Hi David,
Thanks for the answer !
Ok... I see: The mechanism to handle keycodes is not necessary for the
power button I suppose ;)
But still it seems that not a lot would be missing in systemd to allow
to react to keycodes ?
As you mentioned: Auto assigning keysyms gets messy (different hardware,
differnt keyboard layouts) -> I would start simple and use keycodes.
(it's what actkbd does)
Also: How important would portability (from one machine to another be)?
Furthermore, how would you like this to be implemented? Should systemd
spawn one client every time a configured key is pressed? Doesn't sound
very efficient to me.
I have to admit I am relatively new to systemd and don't know exactly
how the "lid-switch" or "power-button" are handled...
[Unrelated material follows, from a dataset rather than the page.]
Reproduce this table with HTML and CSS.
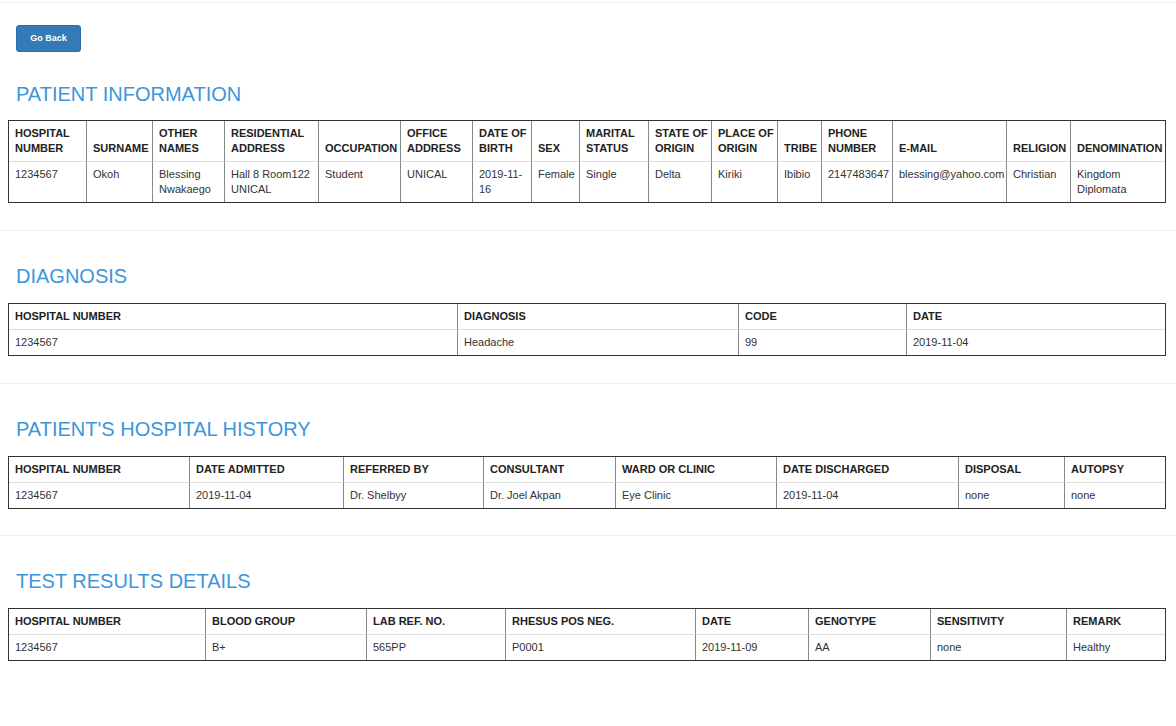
FILE: index.html
```html
<!DOCTYPE html>
<html>
<head>
<meta charset="utf-8">
<title>Patient</title>
<link rel="stylesheet" href="styles.css">
</head>
<body>
<hr class="rule rule-top">
<div class="actions"><button class="btn">Go Back</button></div>

<section class="block block-first">
  <h3 class="title">PATIENT INFORMATION</h3>
  <div class="wrap">
    <table class="grid info">
      <thead><tr>
        <th class="c1">HOSPITAL<br>NUMBER</th><th class="c2">SURNAME</th><th class="c3">OTHER<br>NAMES</th><th class="c4">RESIDENTIAL<br>ADDRESS</th><th class="c5">OCCUPATION</th><th class="c6">OFFICE<br>ADDRESS</th><th class="c7">DATE OF<br>BIRTH</th><th class="c8">SEX</th><th class="c9">MARITAL<br>STATUS</th><th class="c10">STATE OF<br>ORIGIN</th><th class="c11">PLACE OF<br>ORIGIN</th><th class="c12">TRIBE</th><th class="c13">PHONE<br>NUMBER</th><th class="c14">E-MAIL</th><th class="c15">RELIGION</th><th class="c16">DENOMINATION</th>
      </tr></thead>
      <tbody><tr>
        <td>1234567</td><td>Okoh</td><td>Blessing<br>Nwakaego</td><td>Hall 8 Room122<br>UNICAL</td><td>Student</td><td>UNICAL</td><td>2019-11-<br>16</td><td>Female</td><td>Single</td><td>Delta</td><td>Kiriki</td><td>Ibibio</td><td>2147483647</td><td>blessing@yahoo.com</td><td>Christian</td><td>Kingdom<br>Diplomata</td>
      </tr></tbody>
    </table>
  </div>
</section>
<hr class="rule">

<section class="block">
  <h3 class="title">DIAGNOSIS</h3>
  <div class="wrap">
    <table class="grid">
      <thead><tr><th class="d1">HOSPITAL NUMBER</th><th class="d2">DIAGNOSIS</th><th class="d3">CODE</th><th class="d4">DATE</th></tr></thead>
      <tbody><tr><td>1234567</td><td>Headache</td><td>99</td><td>2019-11-04</td></tr></tbody>
    </table>
  </div>
</section>
<hr class="rule">

<section class="block block-history">
  <h3 class="title">PATIENT'S HOSPITAL HISTORY</h3>
  <div class="wrap">
    <table class="grid">
      <thead><tr><th class="h1c">HOSPITAL NUMBER</th><th class="h2c">DATE ADMITTED</th><th class="h3c">REFERRED BY</th><th class="h4c">CONSULTANT</th><th class="h5c">WARD OR CLINIC</th><th class="h6c">DATE DISCHARGED</th><th class="h7c">DISPOSAL</th><th class="h8c">AUTOPSY</th></tr></thead>
      <tbody><tr><td>1234567</td><td>2019-11-04</td><td>Dr. Shelbyy</td><td>Dr. Joel Akpan</td><td>Eye Clinic</td><td>2019-11-04</td><td>none</td><td>none</td></tr></tbody>
    </table>
  </div>
</section>
<hr class="rule">

<section class="block">
  <h3 class="title">TEST RESULTS DETAILS</h3>
  <div class="wrap">
    <table class="grid">
      <thead><tr><th class="t1">HOSPITAL NUMBER</th><th class="t2">BLOOD GROUP</th><th class="t3">LAB REF. NO.</th><th class="t4">RHESUS POS NEG.</th><th class="t5">DATE</th><th class="t6">GENOTYPE</th><th class="t7">SENSITIVITY</th><th class="t8">REMARK</th></tr></thead>
      <tbody><tr><td>1234567</td><td>B+</td><td>565PP</td><td>P0001</td><td>2019-11-09</td><td>AA</td><td>none</td><td>Healthy</td></tr></tbody>
    </table>
  </div>
</section>
</body>
</html>
```

FILE: styles.css
```css
html, body {
  margin: 0;
  padding: 0;
  background: #fff;
}
body {
  font-family: "Liberation Sans", Arial, sans-serif;
  font-size: 11px;
  line-height: 15px;
  color: #333;
}
.rule {
  border: 0;
  border-top: 1px solid #eee;
  margin: 0;
  height: 0;
}
.rule-top {
  margin-top: 2px;
}
.actions {
  padding: 22px 16px 0;
}
.btn {
  display: inline-block;
  background: #337ab7;
  border: 1px solid #2e6da4;
  border-radius: 3px;
  color: #fff;
  font-family: "Liberation Sans", Arial, sans-serif;
  font-weight: bold;
  font-size: 9px;
  line-height: 13px;
  height: 27px;
  width: 65px;
  padding: 0;
  margin: 0;
}
.block {
  padding-top: 32px;
  padding-bottom: 27px;
}
.block-first {
  padding-top: 29px;
}
.block-history {
  padding-bottom: 26px;
}
.title {
  margin: 0 0 14px;
  padding-left: 16px;
  font-weight: normal;
  font-size: 20px;
  line-height: 26px;
  color: #3b96dc;
}
.block-first .title {
  margin-bottom: 13px;
}
.wrap {
  margin: 0 10px 0 8px;
}
.grid {
  width: 100%;
  table-layout: fixed;
  border-collapse: separate;
  border-spacing: 0;
  border: 1px solid #333;
}
.grid th,
.grid td {
  box-sizing: border-box;
  padding: 5px 6px;
  text-align: left;
  white-space: nowrap;
  overflow: visible;
  border-left: 1px solid #888;
}
.grid th:first-child,
.grid td:first-child {
  border-left: 0;
}
.grid th {
  vertical-align: bottom;
  font-weight: bold;
  border-bottom: 1px solid #ddd;
  color: #222;
}
.grid td {
  vertical-align: top;
}
.c1 { width: 77px; }
.c2 { width: 66px; }
.c3 { width: 72px; }
.c4 { width: 94px; }
.c5 { width: 82px; }
.c6 { width: 72px; }
.c7 { width: 59px; }
.c8 { width: 48px; }
.c9 { width: 69px; }
.c10 { width: 63px; }
.c11 { width: 66px; }
.c12 { width: 44px; }
.c13 { width: 71px; }
.c14 { width: 114px; }
.c15 { width: 64px; }
.c16 { width: 95px; }
.d1 { width: 448px; }
.d2 { width: 281px; }
.d3 { width: 168px; }
.d4 { width: 259px; }
.h1c { width: 180px; }
.h2c { width: 154px; }
.h3c { width: 140px; }
.h4c { width: 132px; }
.h5c { width: 161px; }
.h6c { width: 182px; }
.h7c { width: 106px; }
.h8c { width: 101px; }
.t1 { width: 196px; }
.t2 { width: 161px; }
.t3 { width: 139px; }
.t4 { width: 190px; }
.t5 { width: 113px; }
.t6 { width: 122px; }
.t7 { width: 136px; }
.t8 { width: 99px; }
```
... but in these cases you need to be able to run a command
... and either wait for it to finish before relistening on new
keystrokes or spawn the command to the background
> Every other idea I had is either inefficient or ugly.
Do you know actkbd ?
http://users.softlab.ece.ntua.gr/~thkala/projects/actkbd/
I guess what they do is OK
... efficient because based on kernel input events
... ugly: the setup - I would say no, as every hardware is different,
the setup needs to be different...
... but flexible as it allows to react on key press / on key release
actkbd.conf:
# <keys>:<event type>:<attributes>:<command>
# <keys> == 110 or 110+93. use "actkbd -n -s" - shows keycodes without
executing
# <event type> == OPTIONAL comma/whitespace separated list: ḱey [press]
/or/ rep[repeat] /or/ rel[ease]; defaults to "key"
# <attributes> == OPTIONAL comma/whitespace separated list: - see
/learn/it/actkbd/attribute-list
# <command> == passed to system() - to have non-blocking behaviour, you
have to append the "&"!
Tormen
---
On 26/12/12 17:31, David Herrmann wrote:
Hi Tormen
On Wed, Dec 26, 2012 at 4:25 PM, Tormen <[email protected]> wrote:
Aargh! I tried to be clear ... and was not ;)
I would like to trigger events on my notebook hardware keys and
independent of any X environment!
I would like to react to input events [triggered by hardware keys] on my
notebook
and this independent of any X environment.
The problem that you will encounter here is that this mechanism will
only work for keycodes. That is, you can react on the code that is
associated with the physical key. If you want to react on keysyms
(which is probably what most people want), you need keyboard handling
(like XKB, xkbcommon, KBD). However, this will become very complex and
you want different keyboard-layouts to be configured etc...
Hence, in my opinion integrating this into systemd won't simplify this
in any way. Listening via udev on event devices and opening them via
/dev/input/eventX should be fairly straightforward.
Furthermore, how would you like this to be implemented? Should systemd
spawn one client every time a configured key is pressed? Doesn't sound
very efficient to me.
I also want a daemon that can react on key-presses independent of
xserver, but I haven't found any nice way to provide this but
listening for key-presses in the application itself. Every other idea
I had is either inefficient or ugly.
So maybe a library providing such functionality is the best idea?